Re-dated Shroud of Turin gets its own app.
This spring saw a revival of interest in the Shroud of Turin, a 14 by 4 foot linen cloth supposed by many to have been used to cradle the body of Jesus when He was taken down from the Cross or to have wrapped His body for burial. Kept in the Cathedral of Turin for the past four centuries, the linen sheet is noted for red stains thought by many to have been made by Christ’s blood marking the nail imprints on His wrists and feet, the crown of thorns, and the stripes from His scourging.
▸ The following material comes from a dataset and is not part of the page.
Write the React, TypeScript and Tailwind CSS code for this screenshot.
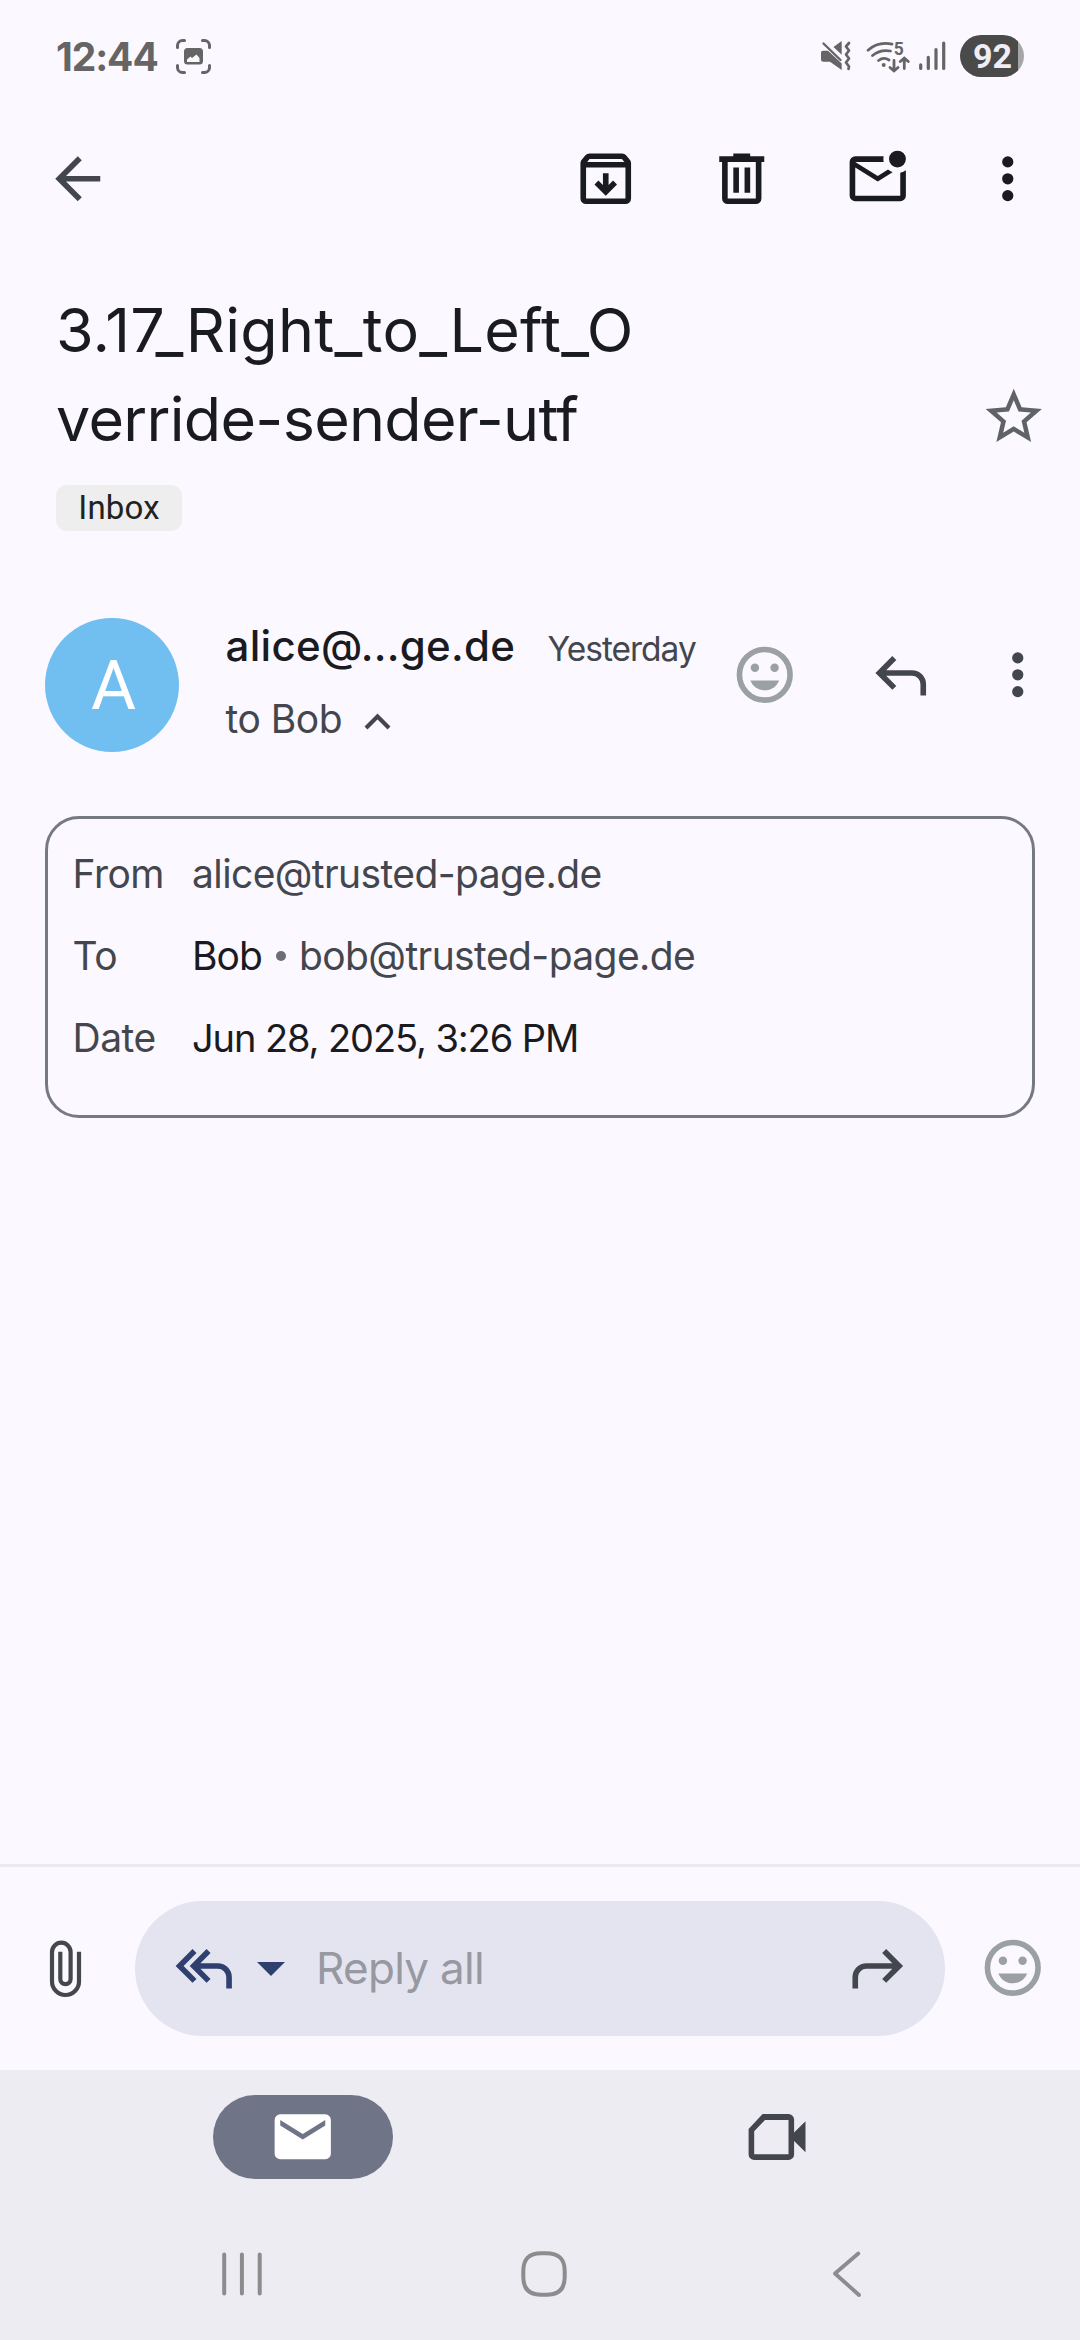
import React, { ReactNode } from "react";

const ARROW_BACK = "m313-440 224 224-57 56-320-320 320-320 57 56-224 224h487v80H313Z";
const ARCHIVE =
  "m480-240 160-160-56-56-64 64v-168h-80v168l-64-64-56 56 160 160ZM200-640v440h560v-440H200Zm0 520q-33 0-56.5-23.5T120-200v-499q0-14 4.5-27t13.5-24l50-61q11-14 27.5-21.5T250-840h460q18 0 34.5 7.5T772-811l50 61q9 11 13.5 24t4.5 27v499q0 33-23.5 56.5T760-120H200Zm16-600h528l-34-40H250l-34 40Z";
const TRASH =
  "M280-120q-33 0-56.5-23.5T200-200v-520h-40v-80h200v-40h240v40h200v80h-40v520q0 33-23.5 56.5T680-120H280Zm400-600H280v520h400v-520ZM360-280h80v-360h-80v360Zm160 0h80v-360h-80v360Z";
const MAIL_UNREAD =
  "M160-160q-33 0-56.5-23.5T80-240v-480q0-33 23.5-56.5T160-800h404q-4 20-4 40t4 40H160l320 200 146-91q14 13 30.5 22.5T691-572L480-440 160-640v400h640v-324q23-5 43-14t37-22v360q0 33-23.5 56.5T800-160H160ZM760-640q-50 0-85-35t-35-85q0-50 35-85t85-35q50 0 85 35t35 85q0 50-35 85t-85 35Z";
const MAIL =
  "M160-160q-33 0-56.5-23.5T80-240v-480q0-33 23.5-56.5T160-800h640q33 0 56.5 23.5T880-720v480q0 33-23.5 56.5T800-160H160Zm320-280 320-200v-80L480-520 160-720v80l320 200Z";
const REPLY =
  "M760-200v-160q0-50-35-85t-85-35H273l144 144-57 56-240-240 240-240 57 56-144 144h367q83 0 141.5 58.5T840-360v160h-80Z";
const REPLY_ALL =
  "M320-280 80-520l240-240 57 56-184 184 184 184-57 56Zm480 80v-160q0-50-35-85t-85-35H433l144 144-57 56-240-240 240-240 57 56-144 144h247q83 0 141.5 58.5T880-360v160h-80Z";

function Symbol({ d, className = "" }: { d: string; className?: string }) {
  return (
    <svg viewBox="0 -960 960 960" fill="currentColor" className={`size-[67.5px] shrink-0 ${className}`}>
      <path d={d} />
    </svg>
  );
}

function Star({ className = "" }: { className?: string }) {
  return (
    <svg viewBox="0 0 24 24" fill="currentColor" className={`size-[67.5px] shrink-0 ${className}`}>
      <path d="M22 9.240l-7.190-.620L12 2 9.190 8.630 2 9.240l5.460 4.730L5.820 21 12 17.270 18.180 21l-1.630-7.030L22 9.240zM12 15.400l-3.760 2.270 1-4.280-3.320-2.880 4.380-.380L12 6.100l1.710 4.040 4.380.380-3.320 2.880 1 4.280L12 15.400z" />
    </svg>
  );
}

function MoreVert({ className = "" }: { className?: string }) {
  return (
    <svg viewBox="0 0 24 24" fill="currentColor" className={`size-[67.5px] shrink-0 ${className}`}>
      <circle cx="12" cy="6" r="2" />
      <circle cx="12" cy="12" r="2" />
      <circle cx="12" cy="18" r="2" />
    </svg>
  );
}

function Smile({ className = "" }: { className?: string }) {
  return (
    <svg viewBox="0 0 24 24" fill="#9aa0a3" className={`size-[67.5px] shrink-0 ${className}`}>
      <circle cx="12" cy="12" r="9" fill="none" stroke="#9aa0a3" strokeWidth="2" />
      <circle cx="8.5" cy="9.5" r="1.5" />
      <circle cx="15.5" cy="9.5" r="1.5" />
      <path d="M12 17.5c2.3 0 4.3-1.4 5.1-3.5H6.9c.8 2.1 2.8 3.5 5.1 3.5z" />
    </svg>
  );
}

function StatusBar() {
  return (
    <header className="flex h-[112px] items-center pr-14 pl-14 text-[#656565]">
      <span className="w-[120px] text-[39px] leading-none font-bold tracking-[-1.1px]">12:44</span>
      <svg viewBox="176 39 35 35" className="mt-px h-[35px] w-[35px]" fill="none" stroke="currentColor" strokeWidth="3" strokeLinecap="round">
        <path d="M177.500 47.500v-2a5 5 0 0 1 5-5h2M202.500 40.500h2a5 5 0 0 1 5 5v2M209.500 65.500v2a5 5 0 0 1-5 5h-2M184.500 72.500h-2a5 5 0 0 1-5-5v-2" />
        <path stroke="none" fill="currentColor" fillRule="evenodd" d="M187.500 48h12a3.500 3.500 0 0 1 3.500 3.500v9.500a3.500 3.500 0 0 1-3.500 3.500h-12a3.500 3.500 0 0 1-3.500-3.500v-9.500a3.500 3.500 0 0 1 3.500-3.500ZM187 62h12.500v-4l-3-3.500-2 1.500-2.500 2-1.500-1.500-3.500 3Z" />
      </svg>
      <svg viewBox="820 35 128 42" className="ml-auto h-[42px] w-32" fill="none" stroke="currentColor" strokeLinecap="round">
        <g fill="currentColor" stroke="none">
          <path d="M821 52.500q0-1.800 1.800-1.800h5.200L841.700 63.500V70L830 61.700h-6.500q-2.500 0-2.500-2.500ZM833.500 47l8.200-6v13.800Z" />
          <circle cx="883.700" cy="65" r="2" />
        </g>
        <path strokeWidth="2.400" d="M823.500 43.500l17 16.500" />
        <path strokeWidth="2.700" strokeLinejoin="round" d="M849 43l-3 3.500 3 4-3 4 3 4-3 4 3 4-.5 2.500" />
        <g strokeWidth="2.800">
          <path d="M868 50.200q10.500-9 24-6M872.500 55.500q8-6.500 18-4.500M878.500 60.500q5.200-4 10.500-.5" />
          <path d="M894 60.500v10M890 67.500l4 3.500 4-3.500M904.300 68.500v-10M900.300 61.500l4-3.500 4 3.500" />
        </g>
        <text x="893.800" y="55.300" fontSize="17.500" fontWeight="700" fill="currentColor" stroke="none" fontFamily="Roboto, sans-serif">5</text>
        <path strokeWidth="3.200" d="M920.700 64.800v3.700M928.300 57.300v11.200M936 49.500v19M943.700 43v25.500" />
      </svg>
      <div className="ml-3 flex h-[42px] w-16 items-center overflow-hidden rounded-full bg-[linear-gradient(90deg,#4a4a4a_58px,#a6a6a8_58px)] pl-[13px] font-[Roboto,sans-serif] text-[34px] leading-none font-bold text-[#f0eef4]">
        92
      </div>
    </header>
  );
}

function Toolbar() {
  return (
    <nav className="flex h-[133px] items-center gap-[68.5px] pr-[39px] pl-[43.5px] text-[#1a1b20]">
      <Symbol d={ARROW_BACK} className="mr-auto text-[#44464d]" />
      <Symbol d={ARCHIVE} />
      <Symbol d={TRASH} />
      <Symbol d={MAIL_UNREAD} />
      <MoreVert className="-ml-1.5" />
    </nav>
  );
}

function Subject() {
  return (
    <section className="flex justify-between pt-[41px] pr-[33px] pl-14">
      <div>
        <h1 className="text-[61px] leading-[89px] text-[#1a1b20]">
          <span className="block tracking-[0.3px]">3.17_Right_to_Left_O</span>
          <span className="block tracking-[-0.7px]">verride-sender-utf</span>
        </h1>
        <span className="mt-[21px] flex h-[46px] w-[126px] items-center justify-center rounded-[11px] bg-[#eeeeee] font-[Roboto,sans-serif] text-[33px] tracking-[0.2px] text-[#222222]">
          Inbox
        </span>
      </div>
      <Star className="mt-[96.5px] text-[#5f6368]" />
    </section>
  );
}

function Sender() {
  return (
    <section className="mt-[87px] flex h-[134px] pl-[45px] text-[#44464d]">
      <div className="flex size-[134px] items-center justify-center rounded-full bg-[#71bff0] pl-[3px] font-[Roboto,sans-serif] text-[69px] leading-none text-white">
        A
      </div>
      <div className="ml-[46.5px] w-[502.5px]">
        <div className="flex h-14 items-baseline leading-[55px] whitespace-nowrap">
          <span className="w-[322px] text-[42px] font-medium tracking-[0.3px] text-[#1a1b20]">alice@...ge.de</span>
          <span className="text-[33.5px] tracking-[-1px]">Yesterday</span>
        </div>
        <div className="mt-[17px] flex h-14 items-center text-[39px] leading-[56px] tracking-[-0.5px]">
          <span className="w-[138px]">to Bob</span>
          <svg viewBox="363 711 27 18" className="mt-1 h-[18px] w-[27px]" fill="none" stroke="currentColor" strokeWidth="4.200">
            <path d="M365 727l11.500-11.500L388 727" />
          </svg>
        </div>
      </div>
      <Smile className="mt-[23px] ml-[3px]" />
      <Symbol d={REPLY} className="mt-[23.500px] ml-[68px]" />
      <MoreVert className="mt-[23px] ml-[50px]" />
    </section>
  );
}

function Row({ label, children }: { label: string; children: ReactNode }) {
  return (
    <div className="flex h-[82px] items-center text-[39px] whitespace-nowrap">
      <dt className="w-[119.5px] tracking-[-0.5px]">{label}</dt>
      <dd className="flex items-center">{children}</dd>
    </div>
  );
}

function Details() {
  return (
    <dl className="mx-[45px] mt-16 h-[302px] rounded-[34px] border-3 border-[#777980] pt-3.5 pl-[24.5px] text-[#44464d]">
      <Row label="From">
        <span className="tracking-[-0.6px]">alice@trusted-page.de</span>
      </Row>
      <Row label="To">
        <span className="w-[84px] tracking-[-0.9px] text-[#1a1b20]">Bob</span>
        <span className="mr-[13px] size-2.5 rounded-full bg-[#6c6e75]" />
        <span className="tracking-[-0.6px]">bob@trusted-page.de</span>
      </Row>
      <Row label="Date">
        <span className="text-[38px] tracking-[-1.1px] text-[#1a1b20]">Jun 28, 2025, 3:26 PM</span>
      </Row>
    </dl>
  );
}

function ReplyBar() {
  return (
    <section className="flex h-[206px] items-center border-t-3 border-[#e8eaed] text-[#44464d]">
      <svg viewBox="49 1940 34 58" className="ml-[49px] h-[58px] w-[34px]" fill="none" stroke="#44484c" strokeWidth="4.200">
        <path d="M79 1951.700V1981.500A13.500 13.500 0 0 1 52 1981.500V1952A9.300 9.300 0 0 1 70.600 1952V1979A5.150 5.150 0 0 1 60.300 1979V1951.700" />
      </svg>
      <div className="ml-[52px] flex h-[135px] w-[810px] items-center rounded-full bg-[#e3e4f0]">
        <Symbol d={REPLY_ALL} className="ml-[34.5px] text-[#2f406f]" />
        <svg viewBox="0 0 28 14" className="ml-5 h-3.5 w-7" fill="#2f406f">
          <path d="M0 0h28L14 14z" />
        </svg>
        <span className="mb-0.5 ml-[31px] text-[44px] tracking-[-0.7px] text-[#9898a1]">Reply all</span>
        <Symbol d={REPLY} className="mr-[34px] ml-auto -scale-x-100" />
      </div>
      <Smile className="mb-px ml-[33.5px]" />
    </section>
  );
}

function BottomTabs() {
  return (
    <footer className="h-[270px] bg-[#edecf3] pt-[25px]">
      <div className="flex h-[84px] items-center">
        <div className="ml-[213px] flex h-[84px] w-[180px] items-center justify-center rounded-full bg-[#6f7487] text-white">
          <Symbol d={MAIL} />
        </div>
        <svg viewBox="746 2112 62 50" className="ml-[353px] h-[50px] w-[62px]" fill="#44464d">
          <path fillRule="evenodd" d="M762.600 2114H788.500a5.600 5.600 0 0 1 5.600 5.600V2132.500L805.500 2121.300V2152.200L794.100 2141V2154.400a5.600 5.600 0 0 1-5.600 5.600H754.200a5.600 5.600 0 0 1-5.600-5.600V2129ZM765 2120L754.200 2131.300V2154.200H788.500V2120Z" />
        </svg>
      </div>
      <div className="mt-[72px] flex">
        <svg viewBox="220 2251 42 46" className="ml-[221px] h-[46px] w-[42px]" fill="none" stroke="#8c8b8d" strokeWidth="4" strokeLinecap="round">
          <path d="M223.200 2254.500v39M240.900 2254.500v39M258.700 2254.500v39" />
        </svg>
        <svg viewBox="0 0 46 46" className="ml-[258px] size-[46px]" fill="none" stroke="#8c8b8d" strokeWidth="4">
          <path d="M23 2.200h2C38 2.200 43.700 8 43.700 20v6C43.700 38 38 43.700 26 43.700h-6C8 43.700 2.300 38 2.300 26v-6C2.300 8 8 2.200 20 2.200Z" />
        </svg>
        <svg viewBox="831 2251 32 46" className="ml-[264px] h-[46px] w-8" fill="none" stroke="#8c8b8d" strokeWidth="3.800" strokeLinecap="round" strokeLinejoin="round">
          <path d="M858.300 2253.500L835 2273.500L859 2295" />
        </svg>
      </div>
    </footer>
  );
}

export default function App() {
  return (
    <main className="flex h-[2340px] w-[1080px] flex-col overflow-hidden bg-[#fbf8ff] font-[Inter,sans-serif]">
      <StatusBar />
      <Toolbar />
      <Subject />
      <Sender />
      <Details />
      <div className="flex-1" />
      <ReplyBar />
      <BottomTabs />
    </main>
  );
}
Though visited by thousands each year in Italy, worldwide public exposure came to the Shroud of Turin in 1898 when it was first photographed. In the 20th century the Shroud became the subject of television documentaries, conspiracy theories, and controversy. Skepticism increased after carbon dating in 1988 reported the Shroud consisted of fabric dating from 1260 to 1390. Publication of data from a recent re-dating of fibers from the Shroud, however, has sparked renewed interest. The new pope, Francis I, recorded a message delivered along with the Shroud’s reappearance on television. Relic-viewing has truly moved into the 21st century as the Roman Catholic Church authorized an app, Shroud 2.0, to facilitate viewing worldwide.
Shroud 2.0 provides a close-up tour of the linen sheet. It illustrates the tour with some applicable verses from the Gospels describing the events of surrounding Christ’s death. The app notes, “Of course, the main problem is the authenticity of the Shroud as (the) burial cloth of Jesus.”
Giulio Fanti, a professor of mechanical and thermal measurement at the University of Padua, reports in his new book Il Mistero della Sindone (The Mystery of the Shroud) that over the past fifteen years he has had material from the fibers extracted in 1988 re-dated by three different laboratories and analyzed the fibers using nondestructive vibrational spectroscopy and several other tests.1 Fanti reports the original radiocarbon dates evidently were performed on contaminants or on fibers used to repair damage from a medieval fire. The revised dates report the Shroud’s fabrics date between 300 B.C. and 400 A.D. Fanti also says his tests confirm the presence of pollen and dust consistent with a Middle Eastern origin.
Believers in the Shroud’s authenticity have never adequately explained how the blood on the sheet has remained red for millennia or how the purported stigmata-on-fabric came to leave their marks.
Believers in the Shroud’s authenticity have never adequately explained how the blood on the sheet has remained red for millennia or how the purported stigmata-on-fabric came to leave their marks. Fanti suggests some sort of “exceptional radiation” rendered the marks indelible and red.
Though the Catholic Church does not take an official position on the question of the Shroud’s authenticity, Pope Benedict XVI said the Shroud of Turin “reminds us always” of Christ’s suffering. Many people feel very strongly about the Shroud’s authenticity and stake their faith on it in the same way some rest their faith on a Noahic flood on reports of Ark sightings. Answers in Genesis certainly receives questions about the Shroud of Turin, and our skepticism about its authenticity (see According to the Bible, It’s not Shrouded in Mystery at All!) has excited strong emotional responses by some (as in Testing the Shroud of Turin).
So why do we remain skeptical about the Shroud’s authenticity? Simply this: the Word of God does not back up the story. Scripture nowhere records that any sort of sheet was used to bury Jesus. But Scripture does record in multiple places that strips of linen were used to wrap Jesus’s body for burial (John 19:40 and 20:5–7). Furthermore, Jesus’s head was wrapped with a separate piece of fabric (John 20:7). And as to the assertion that the cloth was only the cloth used to carry Jesus’s body from the cross, we need to note that Mosaic scruples, as laid out in Numbers 19:11–13 concerning the need to purify oneself from the uncleanness of handling the dead, would have prohibited keeping a bloody sheet as a memento of the horror Christ endured.
Therefore, not only is there no known mechanism by which any sort of red stains could have come to be permanently imprinted on a 14 foot long sheet, but there is also clear Scriptural record that other sorts of materials were used to cover Christ’s wounded head and body. Thus, it does not matter whether the Shroud of Turin dates from the time of Christ or the 13th century: there is no reason to associate it with Christ, no matter how old it is.
Moreover, we believe there is no need for physical relics to sustain our faith. We have the Word of God. The Word of God points out “many infallible proofs” of not only Christ’s genuine death but also His genuine Resurrection. There is no need to venerate physical relics to build our faith. Our faith rests in the truth conveyed to us in the Bible.